Patrick credits Jarvis with "making certain, where possible, that people who had given back to their communities had a chance to continue to do so with their banks."
It's interesting, as well as telling, that Jarvis views his role as DFI director to be fostering policies that not only provide a healthy and predictable regulatory environment, but also promote economic vitality. It's clear he understands that what his agency website describes as "a fair and dynamic lending environment that results from viable state-chartered banks and credit unions" is important to capital formation for small business.
Jarvis' agency, in addition to regulating state chartered banks and credit unions, also regulates a variety of non-bank financial services providers, including mortgage lenders and payday lenders, as well as our state's securities industry.
Tellingly, CBW's Tower notes that "The FDIC has ramped up hiring and paid outrageous amounts to get good people.
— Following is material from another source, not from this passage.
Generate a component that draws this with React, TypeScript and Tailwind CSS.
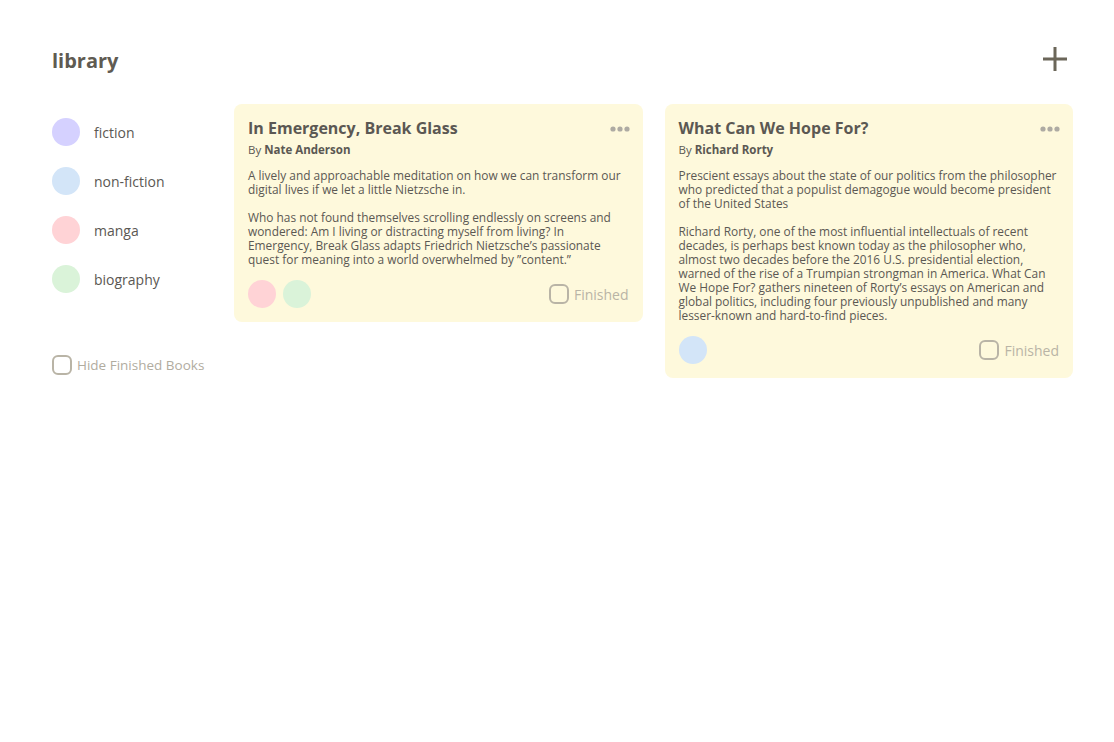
import { useState } from 'react';

type Category = { name: string; color: string };

type Book = {
  title: string;
  author: string;
  description: string;
  categories: string[];
  finished: boolean;
};

const categories: Category[] = [
  { name: 'fiction', color: 'bg-[#d5d1ff]' },
  { name: 'non-fiction', color: 'bg-[#d3e5f8]' },
  { name: 'manga', color: 'bg-[#ffd3d6]' },
  { name: 'biography', color: 'bg-[#daf3d9]' },
];

const books: Book[] = [
  {
    title: 'In Emergency, Break Glass',
    author: 'Nate Anderson',
    description:
      'A lively and approachable meditation on how we can transform our digital lives if we let a little Nietzsche in.\n\nWho has not found themselves scrolling endlessly on screens and wondered: Am I living or distracting myself from living? In Emergency, Break Glass adapts Friedrich Nietzsche\u2019s passionate quest for meaning into a world overwhelmed by \u201dcontent.\u201d',
    categories: ['manga', 'biography'],
    finished: false,
  },
  {
    title: 'What Can We Hope For?',
    author: 'Richard Rorty',
    description:
      'Prescient essays about the state of our politics from the philosopher who predicted that a populist demagogue would become president of the United States\n\nRichard Rorty, one of the most influential intellectuals of recent decades, is perhaps best known today as the philosopher who, almost two decades before the 2016 U.S. presidential election, warned of the rise of a Trumpian strongman in America. What Can We Hope For? gathers nineteen of Rorty\u2019s essays on American and global politics, including four previously unpublished and many lesser-known and hard-to-find pieces.',
    categories: ['non-fiction'],
    finished: false,
  },
];

function colorOf(name: string) {
  return categories.find((c) => c.name === name)?.color ?? 'bg-gray-200';
}

function Checkbox({ checked, onChange }: { checked: boolean; onChange: () => void }) {
  return (
    <button
      onClick={onChange}
      className="w-5 h-5 rounded-[6px] border-2 border-[#b9b4a6] bg-transparent flex items-center justify-center"
    >
      {checked && <span className="w-2.5 h-2.5 rounded-[2px] bg-[#b9b4a6]" />}
    </button>
  );
}

function BookCard({ book }: { book: Book }) {
  const [finished, setFinished] = useState(book.finished);
  return (
    <div className="flex-1 bg-[#fef9dc] rounded-lg px-[14px] pt-[14px] pb-[14px] text-[#5b5853]">
      <div className="flex items-start justify-between">
        <h2 className="text-[16px] leading-[20px] font-bold">{book.title}</h2>
        <svg width="20" height="6" viewBox="0 0 20 6" className="mt-[8px] mr-[-1px]">
          <circle cx="3" cy="3" r="2.6" fill="#aeaba3" />
          <circle cx="10" cy="3" r="2.6" fill="#aeaba3" />
          <circle cx="17" cy="3" r="2.6" fill="#aeaba3" />
        </svg>
      </div>
      <p className="text-[11.5px] leading-[14px] mt-[5px]">
        By <span className="font-bold">{book.author}</span>
      </p>
      <p className="text-[11.9px] leading-[14px] mt-[11px] whitespace-pre-line">{book.description}</p>
      <div className="flex items-center justify-between mt-[14px]">
        <div className="flex gap-[7px]">
          {book.categories.map((c) => (
            <span key={c} className={`w-7 h-7 rounded-full ${colorOf(c)}`} />
          ))}
        </div>
        <label className="flex items-center gap-[5px] text-[14px] text-[#b9b4a6]">
          <Checkbox checked={finished} onChange={() => setFinished(!finished)} />
          Finished
        </label>
      </div>
    </div>
  );
}

export default function App() {
  const [hideFinished, setHideFinished] = useState(false);
  return (
    <div className="min-h-screen bg-white font-['Open_Sans',sans-serif] text-[#5b5853] px-[52px] pt-[46px]">
      <div className="flex items-center justify-between">
        <h1 className="text-[20px] font-bold text-[#5f5b52]">library</h1>
        <button className="mr-[-6px] mt-[-4px]">
          <svg width="26" height="26" viewBox="0 0 26 26">
            <path d="M13 1v24M1 13h24" stroke="#6b6659" strokeWidth="3" />
          </svg>
        </button>
      </div>
      <div className="flex mt-[28px] mr-[-11px]">
        <div className="w-[182px] shrink-0 pt-[14px]">
          <ul className="flex flex-col gap-[21px]">
            {categories.map((c) => (
              <li key={c.name} className="flex items-center gap-[14px]">
                <span className={`w-7 h-7 rounded-full ${c.color}`} />
                <span className="text-[14px] text-[#5b5853]">{c.name}</span>
              </li>
            ))}
          </ul>
          <label className="flex items-center gap-[5px] mt-[62px] text-[13.5px] text-[#b1ac9f]">
            <Checkbox checked={hideFinished} onChange={() => setHideFinished(!hideFinished)} />
            Hide Finished Books
          </label>
        </div>
        <div className="flex-1 flex items-start gap-[22px]">
          {books.map((b) => (
            <BookCard key={b.title} book={b} />
          ))}
        </div>
      </div>
    </div>
  );
}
Scott can't pay market rates for his people so the only way he can keep good people is to create a good working, even a mentorship, environment."
Looking down the road for the industry he's come to understand as well as anyone, Jarvis thinks that as the economy improves "we can expect to see entrepreneurs looking to the state bank charter as the vehicle to create and grow new local community banks."
But he adds that for now, "and perhaps a bit beyond, consolidation remains the more likely path as the economic environment strives to sort itself out and attractive returns on investment remain challenging."
"Though not in the numbers seen in the past, well capitalized proposals, with strong management and sound business plans, will have a place in the Washington community banking environment in the years ahead and should receive federal approval," Jarvis said.
In addition, Jarvis notes, "a number of Washington institutions have recently switched from a federal to a state charter and several more are giving serious consideration to doing so."
"I would like to think that our efforts to be perceived as a fair, competent and knowledgeable regulator and our performance during these almost unprecedented times has something to do with that," he added.